The Two Hardest Words
My daughter overheard all the unflattering things I said about her. Now I had to apologize . . . but how?
by Gina Keating
Over the past four weeks, life has been sad. Sad because it hasn’t made a difference that I attend Mass each morning or belong to a lay Benedictine group of fantastic human beings or teach the sacraments at my parish.
Or has it?
It was my birthday, the feast of Our Lady of Lourdes. I fully intended to have a wonderful and happy day. I love celebrating my birthday and it doesn’t make me squirmish to say I’m over fifty, or to take myself out to eat because my husband does not like Thai food.
So, I enjoyed my lunch. Then, I went over to a Christian bookstore in the same strip mall and proceeded to tell the cute little woman there that it was my birthday. We prayed together and she gave me a piece of candy. It was heaven.
Then, it all went south.
My husband and I will be married thirty years this November. We have four children, three of which joined me at our traditional birthday restaurant. Truth be told, I would have enjoyed Japanese, Thai, or Mexican food, but Italian it was.
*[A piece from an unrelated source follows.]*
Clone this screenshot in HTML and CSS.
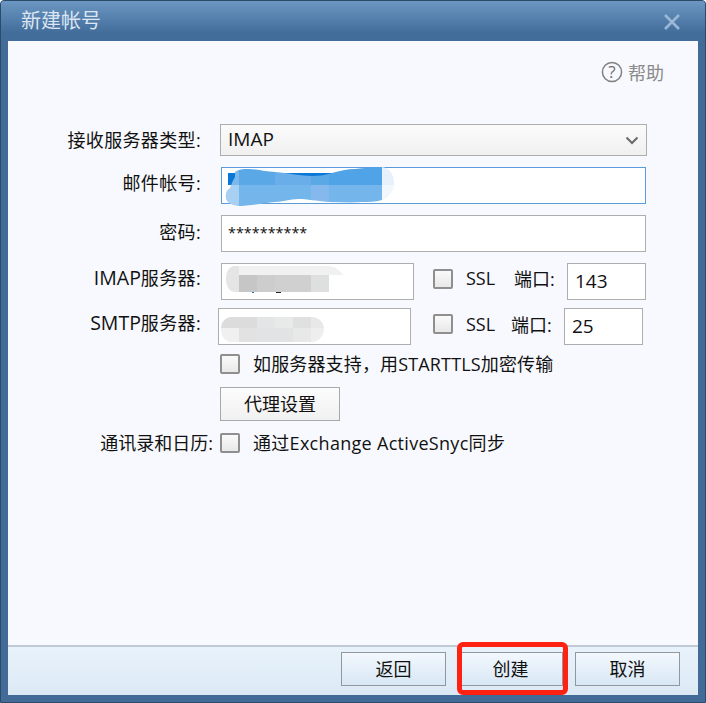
FILE: index.html
```html
<!DOCTYPE html>
<html lang="zh-CN">
<head>
<meta charset="utf-8">
<title>新建帐号</title>
<link rel="stylesheet" href="styles.css">
</head>
<body>
<div class="window">
  <header class="titlebar">
    <span class="title">新建帐号</span>
    <svg class="close" width="18" height="18" viewBox="0 0 18 18"><path d="M2 2 16 16M16 2 2 16" stroke="#9db8d6" stroke-width="2.6" fill="none"/></svg>
  </header>
  <main class="content">
    <div class="help">
      <svg width="22" height="22" viewBox="0 0 22 22"><circle cx="11" cy="11" r="9.6" fill="none" stroke="#808080" stroke-width="1.5"/><text x="11" y="16.5" class="q">?</text></svg>
      <span>帮助</span>
    </div>
    <div class="form">
      <div class="row row-select">
        <label class="lbl">接收服务器类型:</label>
        <div class="select"><span class="val">IMAP</span>
          <svg width="14" height="9" viewBox="0 0 14 9"><path d="M1.5 1.5 7 7l5.5-5.5" fill="none" stroke="#6b6b6b" stroke-width="2"/></svg>
        </div>
      </div>
      <div class="row row-email">
        <label class="lbl">邮件帐号:</label>
        <div class="input wide focus">
          <svg class="mask" width="172" height="42" viewBox="0 0 172 42">
            <defs>
              <clipPath id="blob"><path d="M10 7C14 4 18 4 23 4c10 0 18 3 27 3 14 1 26 4 37 4 8 0 14-1 20-3 8-2 15-4 23-4 9-1 18-2 27-2 8 1 12 8 12 16 0 8-5 15-12 17-7 2-13 2-20 2-12 1-23 0-34 0-12-1-20-3-30-3-8 0-15 3-23 3-11 1-26 4-37 4-7-1-12-4-12-8-1-5 1-8 4-10 1-3 3-8 5-11Z"/></clipPath>
            </defs>
            <path d="M3 8h104v4H3Z" fill="#0a78d6"/>
            <rect x="3" y="8" width="8" height="12" fill="#0a78d6"/>
            <g clip-path="url(#blob)">
              <rect x="0" y="0" width="14" height="20" fill="#7bb8ec"/>
              <rect x="0" y="20" width="14" height="22" fill="#a8d0f3"/>
              <rect x="14" y="0" width="36" height="20" fill="#5ba8e6"/>
              <rect x="14" y="20" width="36" height="22" fill="#74b6ec"/>
              <rect x="50" y="0" width="36" height="20" fill="#69ade9"/>
              <rect x="50" y="20" width="36" height="22" fill="#72b6ec"/>
              <rect x="86" y="0" width="18" height="20" fill="#5aa8e6"/>
              <rect x="86" y="20" width="18" height="22" fill="#85b9ee"/>
              <rect x="104" y="0" width="53" height="20" fill="#50a3e6"/>
              <rect x="104" y="20" width="53" height="22" fill="#74b6ec"/>
              <rect x="157" y="0" width="15" height="20" fill="#e6f1fb"/>
              <rect x="157" y="20" width="15" height="22" fill="#f1f7fd"/>
            </g>
          </svg>
        </div>
      </div>
      <div class="row row-pass">
        <label class="lbl">密码:</label>
        <div class="input wide"><span class="stars">**********</span></div>
      </div>
      <div class="row row-imap">
        <label class="lbl"><span class="en">IMAP</span>服务器:</label>
        <div class="input server">
          <svg class="mask" width="120" height="30" viewBox="0 0 120 30">
            <defs><clipPath id="imapblob"><path d="M10 1h92c8 0 13 4 16 9h-14v17H10C5 27 1 22 1 14S5 1 10 1Z"/></clipPath></defs>
            <g clip-path="url(#imapblob)">
              <rect x="0" y="0" width="120" height="10" fill="#f1f1f1"/>
              <rect x="0" y="0" width="14" height="30" fill="#e5e5e5"/>
              <rect x="14" y="10" width="18" height="20" fill="#c6c6c6"/>
              <rect x="32" y="10" width="18" height="20" fill="#cdcdcd"/>
              <rect x="50" y="10" width="36" height="20" fill="#d0d0d0"/>
              <rect x="86" y="10" width="18" height="20" fill="#dde0df"/>
            </g>
            <rect x="27" y="27" width="2" height="1" fill="#3b6ea8"/>
            <rect x="51" y="27" width="5" height="1" fill="#222"/>
          </svg>
        </div>
        <span class="check ssl-check"></span>
        <span class="ssl">SSL</span>
        <label class="port">端口:</label>
        <div class="input portbox"><span class="val">143</span></div>
      </div>
      <div class="row row-smtp">
        <label class="lbl"><span class="en">SMTP</span>服务器:</label>
        <div class="input server">
          <svg class="mask" width="106" height="27" viewBox="0 0 106 27">
            <defs><clipPath id="smtpblob"><path d="M12 1h80c7 0 12 6 12 12s-5 13-12 13H12C5 26 1 20 1 13S5 1 12 1Z"/></clipPath></defs>
            <g clip-path="url(#smtpblob)">
              <rect x="0" y="0" width="37" height="12" fill="#dcdcdc"/>
              <rect x="37" y="0" width="18" height="12" fill="#e3e5e6"/>
              <rect x="55" y="0" width="18" height="12" fill="#e8eaea"/>
              <rect x="73" y="0" width="18" height="12" fill="#e0e0e0"/>
              <rect x="91" y="0" width="15" height="12" fill="#e8e8e8"/>
              <rect x="0" y="12" width="19" height="15" fill="#f0f0f0"/>
              <rect x="19" y="12" width="18" height="15" fill="#e2e2e2"/>
              <rect x="37" y="12" width="36" height="15" fill="#e1e3e4"/>
              <rect x="73" y="12" width="18" height="15" fill="#e8e8e8"/>
              <rect x="91" y="12" width="15" height="15" fill="#eeeeee"/>
            </g>
          </svg>
        </div>
        <span class="check ssl-check"></span>
        <span class="ssl">SSL</span>
        <label class="port">端口:</label>
        <div class="input portbox"><span class="val">25</span></div>
      </div>
      <div class="row row-tls">
        <span class="check"></span>
        <span class="opt">如服务器支持，用STARTTLS加密传输</span>
      </div>
      <div class="row row-proxy">
        <button class="btn proxy">代理设置</button>
      </div>
      <div class="row row-sync">
        <label class="lbl">通讯录和日历:</label>
        <span class="check"></span>
        <span class="opt">通过Exchange ActiveSnyc同步</span>
      </div>
    </div>
  </main>
  <footer class="footer">
    <button class="btn foot">返回</button>
    <button class="btn foot primary">创建<span class="marker"></span></button>
    <button class="btn foot">取消</button>
  </footer>
</div>
</body>
</html>
```
FILE: styles.css
```css
* { box-sizing: border-box; }
html, body { margin: 0; padding: 0; height: 100%; }
body {
  background: #fff;
  font-family: "Open Sans", "Noto Sans CJK SC", sans-serif;
  font-size: 18px;
  color: #111;
  overflow: hidden;
}
.window {
  width: 706px;
  height: 703px;
  display: flex;
  flex-direction: column;
  background: #426b98;
  border: 1px solid #2c4a6a;
  border-radius: 4px 4px 0 0;
  padding: 0 7px 7px;
}
.titlebar {
  height: 40px;
  margin: 0 -7px;
  padding: 0 24px 3px 20px;
  display: flex;
  align-items: center;
  justify-content: space-between;
  background: linear-gradient(#6c97c2, #426c9a 80%);
  border-radius: 3px 3px 0 0;
  flex: none;
}
.title {
  font-size: 20px;
  color: #dbe6f2;
}
.close { margin-top: 5px; }
.content {
  flex: 1;
  background: #f8f9fe;
  padding: 20px 34px 0 0;
  min-height: 0;
}
.help {
  display: flex;
  justify-content: flex-end;
  align-items: center;
  gap: 4px;
  height: 22px;
  color: #8a8a8a;
  font-size: 18px;
}
.help svg { margin-right: 1px; }
.q { font: 17px "Open Sans", sans-serif; fill: #6f6f6f; text-anchor: middle; }
.form { margin-top: 41px; }
.row { display: flex; align-items: center; position: relative; }
.lbl {
  width: 201px;
  padding: 0 8px 2px 0;
  text-align: right;
  white-space: nowrap;
  flex: none;
  letter-spacing: .35px;
}
.en { font-size: 19.5px; letter-spacing: 0; }
.select {
  width: 427px;
  height: 32px;
  margin-left: 11px;
  border: 1px solid #adadad;
  background: linear-gradient(#fbfbfb, #f0f0f0);
  display: flex;
  align-items: center;
  justify-content: space-between;
  padding: 0 7px;
}
.val { font-size: 19px; padding-bottom: 2px; }
.row-select { height: 32px; }
.row-email { margin-top: 11px; height: 37px; }
.row-pass { margin-top: 11px; height: 37px; }
.row-imap { margin-top: 11px; height: 37px; }
.row-smtp { margin-top: 8px; height: 37px; }
.row-tls { margin-top: 9px; padding-left: 212px; height: 20px; }
.row-proxy { margin-top: 13px; padding-left: 212px; }
.row-sync { margin-top: 12px; height: 20px; }
.row-sync .lbl { width: 205px; padding-right: 0; letter-spacing: 0; }
.row-sync .check { margin-left: 7px; }
.row-email .lbl, .row-imap .lbl, .row-smtp .lbl { padding-bottom: 8px; }
.row-pass .lbl { padding-bottom: 6px; }
.input {
  position: relative;
  height: 37px;
  background: #fff;
  border: 1px solid #adadad;
  display: flex;
  align-items: center;
  padding: 0 6px;
  flex: none;
}
.wide { width: 425px; margin-left: 12px; }
.focus { border-color: #5a9bd9; }
.stars { font-size: 14.4px; padding-bottom: 3px; }
.server { width: 193px; margin-left: 12px; }
.row-smtp .server { margin-left: 9px; }
.mask { position: absolute; left: 3px; top: 0; pointer-events: none; overflow: visible; }
.row-email .mask { left: 3px; top: -3px; }
.row-imap .mask { left: 3px; top: 1px; }
.row-smtp .mask { left: 1px; top: 7px; }
.check {
  flex: none;
  width: 20px;
  height: 20px;
  border: 2px solid #8f8f8f;
  border-radius: 2px;
  background: linear-gradient(#fafafa, #e8e8e8);
}
.ssl-check { margin-left: 19px; margin-bottom: 5px; }
.ssl { margin-left: 13px; width: 48px; padding-bottom: 8px; }
.port { white-space: nowrap; width: 53px; flex: none; padding-bottom: 8px; }
.row-smtp .ssl-check { margin-left: 22px; }
.row-smtp .ssl { width: 45px; padding-bottom: 6px; }
.row-smtp .port { padding-bottom: 6px; }
.portbox { width: 79px; padding: 0 7px; }
.opt { margin-left: 13px; white-space: nowrap; letter-spacing: .15px; padding-bottom: 2px; }
.row-sync .opt { letter-spacing: .3px; }
.btn {
  font: inherit;
  color: #111;
  border: 1px solid #a9a9a9;
  padding: 0 0 2px;
  cursor: default;
}
.proxy {
  width: 120px;
  height: 34px;
  background: linear-gradient(#fcfcfc, #f1f1f1);
}
.footer {
  flex: none;
  height: 50px;
  border-top: 2px solid #c0c9d6;
  background: linear-gradient(#e8f2fb, #dce9f5);
  display: flex;
  justify-content: flex-end;
  align-items: flex-start;
  gap: 12px;
  padding: 5px 18px 0 0;
}
.foot {
  width: 105px;
  height: 34px;
  background: linear-gradient(#f3f8fd, #d8e7f5);
  border-color: #8f979f;
  position: relative;
}
.marker {
  position: absolute;
  left: -2px;
  top: -11px;
  width: 111px;
  height: 53px;
  border: 5px solid #ff2213;
  border-radius: 6px;
  pointer-events: none;
}
```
We haven’t used a menu in probably ten years because we order the same exact thing each time.
The argument started over the salad and wings.
My oldest son and youngest daughter—both grown adults by the way—got into a fight over this singer. One thing led to another, and the next thing I know, I’m crying and telling my husband to drive me home.
It was my fourteen-year-old son, the youngest of the bunch, who broke the news to me; I unintentionally “butt-dialed” my daughter and she heard me speaking unflattering words about her. Then, he said something so profound: “Mom, I think God meant for her to hear.”
The very next day, she wanted to talk about the fight but I was leaving for a three-day Catholic Scouting retreat — which I was chairing, of course!
Nothing was making sense to me.
My relationship with Jesus has exploded over the past several years; I made time for Him each and every day. We talk all the time and I listen. At least I think I am listening.
How can this be happening? Why is this happening? What am I supposed to learn from this misery?
On Saturday of the retreat, I went to Reconciliation. I sat with a monsignor I’ve known for decades and blurted out my sins that were choking the life out of me, and my relationship with my daughter.
He had me ponder how I could express myself without using spoken words.
Honestly, I wanted to laugh. I’m a much better writer than speaker. I get sweaty palms and my stomach lurches each time I have to get in front of a group of people. Oftentimes I think about joining Toastmasters to feel more confident. The bit about visualizing people sitting in their underwear just doesn’t work for me.
In addition to receiving the sacrament, I also confided in a beloved priest over breakfast.
With a clean conscience and priestly counseling, I called my daughter the next week to come over.
It was horrible. She talked over me, I talked over her, until I finally jumped up and started doing dishes.
At one point, between all the loud words we were saying to each other, I told her that I was sorry for anything I’ve ever said or did that deeply hurt her.
She made a guttural noise.
That was it. She didn’t accept my apology. And she did not apologize for ruining my birthday.
I went back to God, again. I told Him I couldn’t stand all the irony in my life; it’s the Year of Mercy, Pope Francis wants us to forgive and love each other. For crying out loud, I covered his visit to Philadelphia in September for our diocesan newspaper.
I begged Jesus each morning to open my eyes, to soften my heart, and allow me to continue loving through the pain.
It was then I sat and recalled what I tell all the little second graders during their formation to receive First Confession/Celebration of Reconciliation: The two hardest words to say are, “I’m sorry.”
As a large group we discuss how people are afraid, embarrassed or ashamed to say those beautiful words, but what healing and joy we receive when we reconcile with our God and one another.
I tell a story about how one time I wanted to apologize to my 16-year-old daughter but was afraid, so I wrote her a note and left it in her car.
That daughter is the same one I now needed to reconcile with.
So, once again, I found myself writing her a note.
Sometimes in our silence we can hear the written words scribbled on a piece of paper; words we desperately need and want from the person we love.
God hears our prayers and knows our hearts. He loves us so tremendously that He hurts when we are hurting, and he rejoices in our triumphs.
I learned to persevere in prayer and to trust even when it’s the most difficult.
Each day I see myself clinging to the hem of Jesus’ garment, the way Linus, from the comic strip Peanuts, cradles his blanket close to his cheek.
My daughter and I recently reconciled… over a plate of Mexican food.